The Time I Accidentally Destroyed a Production Server

Horseman Sketch

Over the past few years or so, I’ve learned a lot about software in professional settings. I learned that software development is not always all it’s cut out to be. There are lots of points where software development will make you want to rip your hair out, light it on fire, and then dance around the fire screaming curse words.

Here’s a story I’ve been saving up for a while. It’s a tale of the time I accidentally destroyed a production server. I hope you enjoy it :)

What I Did

When I first came on board at BTS over year ago, I was working on production servers. We didn’t have any development or staging environments set up at the time, so I was a bit nervous. We also didn’t use any version control at the time, so there was nothing to be done in case of emergencies.

In case you’re not aware of what BTS does, we operate and build telephony services of all sorts. At the core of our software is the logging of phone calls (stuff like timestamp, duration, etc.), which allows us to bill our clients and telephone companies. The way we handle this mission-critical logging is via freeradius. We have all of our telephony servers hooked up to freeradius, so that it can take the call data and log it to our back end databases for later retrieval and billing purposes. This typically worked great, and we had no issues with it. However, if freeradius went down, it meant that we’d not be collecting payment information, and would therefore lose lots of money.

At the time, I was working on setting up new freeradius servers. I had spun-up two new Rackspace servers: r0 and r1. The old radius server was named rad I believe. My plan was to install the latest and greatest version of freeradius on r0, duplicate the setup to r1 as a backup, point our servers at the new primary and backup radius servers, and get rid of the old one.

I had three terminal windows opened side-by-side: r0, rad, and r1. At the time, I thought it made sense to have my reference (the original box) in the middle of my other two windows, so I could easily switch focus to either of the two new servers without shifting my eyes over two windows.

So after a while of reading the latest freeradius documentation, I start installing the new version on the two new servers. Then I go grab a glass of water, and come back. As I’m sitting down, I type:

$ aptitude -y update
$ aptitude -y safe-upgrade

To update the new r0 server before installing freeradius. As I’m watching the updates run, I notice that there are way too many updates for this to be normal. I frantically look at the system hostname, and realize that I just updated the only production freeradius server. Panic ensues.
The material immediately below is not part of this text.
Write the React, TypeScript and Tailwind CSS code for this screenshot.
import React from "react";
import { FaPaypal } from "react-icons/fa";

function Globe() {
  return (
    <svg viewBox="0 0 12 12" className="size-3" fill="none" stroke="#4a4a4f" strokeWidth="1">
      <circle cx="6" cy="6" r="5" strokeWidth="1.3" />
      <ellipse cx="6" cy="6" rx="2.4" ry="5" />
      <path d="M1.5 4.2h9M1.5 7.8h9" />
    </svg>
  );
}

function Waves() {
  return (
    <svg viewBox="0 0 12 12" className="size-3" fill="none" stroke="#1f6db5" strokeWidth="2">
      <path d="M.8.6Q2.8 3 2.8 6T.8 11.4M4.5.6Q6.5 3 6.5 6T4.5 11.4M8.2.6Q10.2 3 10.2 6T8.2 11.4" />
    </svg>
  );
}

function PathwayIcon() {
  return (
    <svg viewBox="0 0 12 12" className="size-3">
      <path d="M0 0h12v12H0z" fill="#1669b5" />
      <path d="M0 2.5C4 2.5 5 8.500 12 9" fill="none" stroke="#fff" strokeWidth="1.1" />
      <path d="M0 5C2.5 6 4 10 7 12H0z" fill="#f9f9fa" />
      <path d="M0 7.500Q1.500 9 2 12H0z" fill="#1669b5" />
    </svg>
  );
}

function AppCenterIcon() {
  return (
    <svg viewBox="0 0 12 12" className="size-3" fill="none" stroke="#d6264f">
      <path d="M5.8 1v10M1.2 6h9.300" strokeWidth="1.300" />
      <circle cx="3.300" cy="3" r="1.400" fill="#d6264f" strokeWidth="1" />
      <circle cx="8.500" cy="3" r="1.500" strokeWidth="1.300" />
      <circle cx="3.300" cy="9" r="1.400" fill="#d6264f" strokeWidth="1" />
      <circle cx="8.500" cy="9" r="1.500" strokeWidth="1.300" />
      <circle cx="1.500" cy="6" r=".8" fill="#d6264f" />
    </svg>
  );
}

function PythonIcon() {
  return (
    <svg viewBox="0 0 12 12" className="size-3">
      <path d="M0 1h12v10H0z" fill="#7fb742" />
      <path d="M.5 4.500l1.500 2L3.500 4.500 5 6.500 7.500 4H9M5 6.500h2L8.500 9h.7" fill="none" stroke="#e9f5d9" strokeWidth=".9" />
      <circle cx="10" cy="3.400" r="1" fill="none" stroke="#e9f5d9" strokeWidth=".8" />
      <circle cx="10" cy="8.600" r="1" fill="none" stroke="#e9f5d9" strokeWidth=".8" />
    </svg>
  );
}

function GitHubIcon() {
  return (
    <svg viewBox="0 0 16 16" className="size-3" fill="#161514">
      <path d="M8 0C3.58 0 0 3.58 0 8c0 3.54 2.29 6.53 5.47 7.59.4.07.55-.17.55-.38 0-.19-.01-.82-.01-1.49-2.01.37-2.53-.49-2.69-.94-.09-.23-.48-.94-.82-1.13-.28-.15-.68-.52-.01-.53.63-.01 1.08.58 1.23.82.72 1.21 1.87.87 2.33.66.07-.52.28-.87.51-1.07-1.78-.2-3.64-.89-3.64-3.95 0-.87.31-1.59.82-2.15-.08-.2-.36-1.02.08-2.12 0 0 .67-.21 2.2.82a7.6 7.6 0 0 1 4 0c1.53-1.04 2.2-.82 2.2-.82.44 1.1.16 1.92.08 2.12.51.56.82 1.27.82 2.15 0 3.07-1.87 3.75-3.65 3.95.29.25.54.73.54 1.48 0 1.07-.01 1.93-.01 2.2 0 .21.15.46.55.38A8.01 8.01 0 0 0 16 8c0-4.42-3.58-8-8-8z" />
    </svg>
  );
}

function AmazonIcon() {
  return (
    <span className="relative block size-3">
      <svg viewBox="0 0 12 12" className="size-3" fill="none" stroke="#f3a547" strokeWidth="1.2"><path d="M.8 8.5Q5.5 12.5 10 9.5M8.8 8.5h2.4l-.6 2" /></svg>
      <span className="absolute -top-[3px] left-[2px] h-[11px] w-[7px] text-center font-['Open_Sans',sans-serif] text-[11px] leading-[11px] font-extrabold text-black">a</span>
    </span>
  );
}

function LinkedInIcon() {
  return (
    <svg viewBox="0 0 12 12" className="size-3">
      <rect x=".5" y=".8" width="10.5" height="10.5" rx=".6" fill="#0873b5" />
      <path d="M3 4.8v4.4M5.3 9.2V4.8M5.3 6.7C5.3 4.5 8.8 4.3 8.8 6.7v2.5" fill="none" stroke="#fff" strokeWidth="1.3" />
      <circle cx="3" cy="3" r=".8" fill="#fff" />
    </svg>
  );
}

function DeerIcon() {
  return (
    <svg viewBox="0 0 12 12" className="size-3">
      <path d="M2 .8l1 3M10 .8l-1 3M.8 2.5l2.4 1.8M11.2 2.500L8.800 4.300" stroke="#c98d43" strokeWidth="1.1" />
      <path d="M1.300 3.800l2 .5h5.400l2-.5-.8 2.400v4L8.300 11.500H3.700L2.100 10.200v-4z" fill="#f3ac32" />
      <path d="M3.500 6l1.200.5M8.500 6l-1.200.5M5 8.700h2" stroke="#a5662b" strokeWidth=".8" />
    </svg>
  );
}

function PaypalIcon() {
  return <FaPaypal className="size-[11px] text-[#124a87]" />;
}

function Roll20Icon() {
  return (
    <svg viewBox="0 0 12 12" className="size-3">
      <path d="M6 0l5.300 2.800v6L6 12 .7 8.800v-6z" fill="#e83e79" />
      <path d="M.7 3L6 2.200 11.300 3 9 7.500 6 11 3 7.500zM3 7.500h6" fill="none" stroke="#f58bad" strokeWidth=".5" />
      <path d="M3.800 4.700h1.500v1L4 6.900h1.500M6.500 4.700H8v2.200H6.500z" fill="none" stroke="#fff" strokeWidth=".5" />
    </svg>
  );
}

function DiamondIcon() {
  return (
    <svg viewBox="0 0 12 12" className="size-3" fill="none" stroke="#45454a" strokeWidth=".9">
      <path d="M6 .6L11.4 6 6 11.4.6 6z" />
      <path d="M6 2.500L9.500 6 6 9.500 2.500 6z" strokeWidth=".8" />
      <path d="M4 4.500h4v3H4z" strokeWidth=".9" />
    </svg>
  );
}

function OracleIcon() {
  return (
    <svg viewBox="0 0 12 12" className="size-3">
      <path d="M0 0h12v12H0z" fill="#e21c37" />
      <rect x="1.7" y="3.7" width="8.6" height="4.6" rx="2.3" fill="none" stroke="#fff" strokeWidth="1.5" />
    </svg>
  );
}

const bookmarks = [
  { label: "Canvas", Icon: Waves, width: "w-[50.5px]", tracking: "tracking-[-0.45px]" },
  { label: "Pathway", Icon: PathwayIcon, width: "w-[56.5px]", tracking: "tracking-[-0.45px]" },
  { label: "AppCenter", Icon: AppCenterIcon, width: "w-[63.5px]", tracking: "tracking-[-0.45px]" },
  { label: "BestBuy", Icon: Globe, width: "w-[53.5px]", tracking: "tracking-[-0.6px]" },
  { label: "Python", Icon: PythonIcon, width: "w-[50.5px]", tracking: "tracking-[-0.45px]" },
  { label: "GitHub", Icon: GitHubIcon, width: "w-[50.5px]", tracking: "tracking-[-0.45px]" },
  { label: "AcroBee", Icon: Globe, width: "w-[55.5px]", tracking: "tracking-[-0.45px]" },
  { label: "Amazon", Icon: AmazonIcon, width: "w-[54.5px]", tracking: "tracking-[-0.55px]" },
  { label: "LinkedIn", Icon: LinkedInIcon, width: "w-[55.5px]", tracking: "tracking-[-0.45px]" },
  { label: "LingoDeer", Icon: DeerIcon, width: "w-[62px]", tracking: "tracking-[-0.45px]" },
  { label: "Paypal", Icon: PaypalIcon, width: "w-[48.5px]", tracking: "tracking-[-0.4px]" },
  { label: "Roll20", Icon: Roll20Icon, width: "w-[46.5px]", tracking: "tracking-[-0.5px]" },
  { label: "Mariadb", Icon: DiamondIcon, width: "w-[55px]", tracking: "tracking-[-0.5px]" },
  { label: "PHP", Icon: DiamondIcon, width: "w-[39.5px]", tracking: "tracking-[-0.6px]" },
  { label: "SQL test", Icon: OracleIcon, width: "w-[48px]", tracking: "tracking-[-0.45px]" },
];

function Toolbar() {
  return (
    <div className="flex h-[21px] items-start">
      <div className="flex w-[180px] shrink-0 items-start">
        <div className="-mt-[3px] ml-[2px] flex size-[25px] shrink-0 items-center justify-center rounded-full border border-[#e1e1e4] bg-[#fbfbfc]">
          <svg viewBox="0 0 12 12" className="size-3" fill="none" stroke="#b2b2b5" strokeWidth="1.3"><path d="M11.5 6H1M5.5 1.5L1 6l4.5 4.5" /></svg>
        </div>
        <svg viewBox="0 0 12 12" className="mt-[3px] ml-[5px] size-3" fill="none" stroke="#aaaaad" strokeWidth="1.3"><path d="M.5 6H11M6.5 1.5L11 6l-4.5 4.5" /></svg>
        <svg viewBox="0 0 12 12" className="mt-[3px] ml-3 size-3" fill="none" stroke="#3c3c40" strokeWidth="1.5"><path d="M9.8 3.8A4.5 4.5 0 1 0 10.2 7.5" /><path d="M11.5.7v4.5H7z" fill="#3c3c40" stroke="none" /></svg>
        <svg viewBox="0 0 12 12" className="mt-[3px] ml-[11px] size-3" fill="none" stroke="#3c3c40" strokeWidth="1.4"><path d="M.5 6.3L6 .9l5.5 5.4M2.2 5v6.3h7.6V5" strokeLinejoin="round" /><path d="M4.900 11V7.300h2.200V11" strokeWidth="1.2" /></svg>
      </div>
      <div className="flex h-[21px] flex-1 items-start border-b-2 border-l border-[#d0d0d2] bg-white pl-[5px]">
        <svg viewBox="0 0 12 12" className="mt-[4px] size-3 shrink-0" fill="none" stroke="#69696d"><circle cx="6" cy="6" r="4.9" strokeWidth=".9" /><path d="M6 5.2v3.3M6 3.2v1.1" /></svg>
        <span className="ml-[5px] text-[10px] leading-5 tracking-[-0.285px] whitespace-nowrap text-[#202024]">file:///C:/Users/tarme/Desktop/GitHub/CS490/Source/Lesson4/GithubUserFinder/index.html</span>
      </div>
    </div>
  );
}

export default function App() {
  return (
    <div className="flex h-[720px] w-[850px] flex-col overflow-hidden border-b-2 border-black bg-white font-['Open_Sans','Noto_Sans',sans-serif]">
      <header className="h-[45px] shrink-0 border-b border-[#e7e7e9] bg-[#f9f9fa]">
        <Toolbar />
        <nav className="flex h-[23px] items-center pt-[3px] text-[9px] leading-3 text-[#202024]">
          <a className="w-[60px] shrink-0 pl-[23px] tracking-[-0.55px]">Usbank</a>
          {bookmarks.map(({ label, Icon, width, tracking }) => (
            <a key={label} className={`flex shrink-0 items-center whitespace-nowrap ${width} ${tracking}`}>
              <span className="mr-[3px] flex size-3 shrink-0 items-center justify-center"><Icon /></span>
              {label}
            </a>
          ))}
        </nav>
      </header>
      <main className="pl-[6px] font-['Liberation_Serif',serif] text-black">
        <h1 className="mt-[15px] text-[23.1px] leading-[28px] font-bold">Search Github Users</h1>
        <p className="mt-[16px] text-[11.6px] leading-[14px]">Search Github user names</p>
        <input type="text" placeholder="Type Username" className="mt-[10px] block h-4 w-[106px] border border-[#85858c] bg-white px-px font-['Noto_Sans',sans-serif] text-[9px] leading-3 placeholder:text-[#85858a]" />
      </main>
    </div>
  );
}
It’s about this time that I remember the version of freeradius running in production was 1.x, which was completely incompatible with the later 2.x versions that I had just accidentally upgraded to. The config files were different, and there was completely different documentation (infact, the 1.x versions had no official documentation). Now I’m panicking even more.

I then log into our database server and check to see if call records are still being added–they are. Whew. No information lost yet. Thankfully, the update didn’t replace any configuration files or restart the process.

So I frantically read through the documentation and default configuration files for the new 2.x release I had just installed. I sit down for literally 4 hours straight intently staring and the screen and trying new configuration options.

Eventually I get the new freeradius server running 2.x configured as close as possible to the way our old 1.x server was configured. I sweat, and update the call servers to point to the new radius server.

To my amazement, it fucking works. We’re back online, logging calls, and no data was lost. I then duplicate the working setup to r1, make tons of backups of my configs, then get rid of the old freeradius server.

What I Learned

  • No matter what, you always, always need to have a proper development environment. If you don’t, you’re committing suicide.
  • Version control everything. If you join a project with no version control, don’t convince yourself that everything will be ok. Refuse to do any work until you version control it. Anything less is disasterous.
  • Never log into production servers via a shell. Instead, write a script to do it. And test your script in development first.

Immediately after this experience, I setup our development environment. I duplicated every server we had, and made sure that if something happened, we would be able to recover.

Over the past few months working with puppet, monit, and other really useful sysadmin tools, we’ve built up some pretty nice defenses to protect against future problems like this. However, I’ll still never forget the incredibly horrible sinking feeling in my stomach when I ran that update command.